Buyers should consider requesting that a loan officer is present on closing day if they want to be more satisfied with their deal, according to a new survey.

While loan officers aren’t required to show up to the settlement, many borrowers feel less satisfied if they’re not present, the survey found.

When loan rates and fees are as expected but the loan officer does not come to the closing, borrowers’ satisfaction drops, according to the MortgageSAT’s National Benchmark, based on more than 100,000 responses.

The survey found that the Net Promoter Score, which is the likelihood that a borrower would recommend a loan officer, falls by 11 points if the loan officer isn’t present at closing. Even worse, if the rates and fees are unexpected and the loan officer doesn’t show up to explain why, the Net Promoter Score falls even more, by up to 35 points on a 100 point scale.

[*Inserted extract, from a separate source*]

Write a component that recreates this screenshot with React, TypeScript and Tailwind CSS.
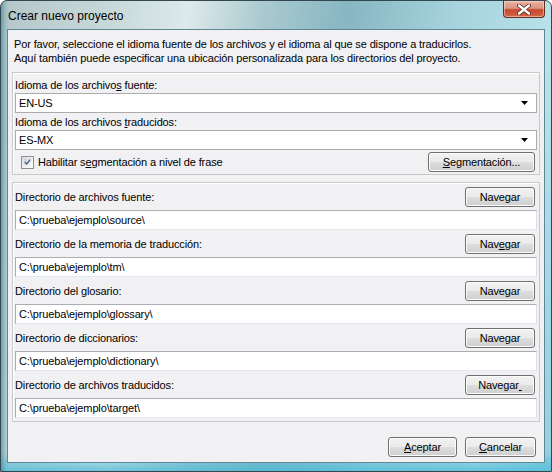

“Closing table problems are bound to surface, but the damage incurred is often less about the problems themselves and more about how they are handled,” said the Stratmor Group, which carried out the survey. “Borrower perception is king, meaning that even if you have the correct rate, but it’s different from their perception, they’re going to be dissatisfied. … Borrowers are probably not going to get up from the settlement table and ask why the title fee of the escrow amounts were of by $50, but it will affect their excitement about recommending you.”

In addition, a dissatisfied experience during closing often affects not only the clients’ perceptions of the loan officer but the entire experience, which includes the real estate agent that handled the sale.

However, loan officers who do attend closings and can explain the rates and fees will often avoid any negative sentiments, the survey found.

As such, Stratmor recommends encouraging loan officers to attend every closing in person. Should they be unable to attend, loan officers should make themselves available at a later date to explain any issues the borrower might have, Stratmor says.

Finally, loan officers may want to review the Closing Disclosure with the customer “in fine detail by phone before they even set foot in the closing office,” Stratmor Group notes on its blog.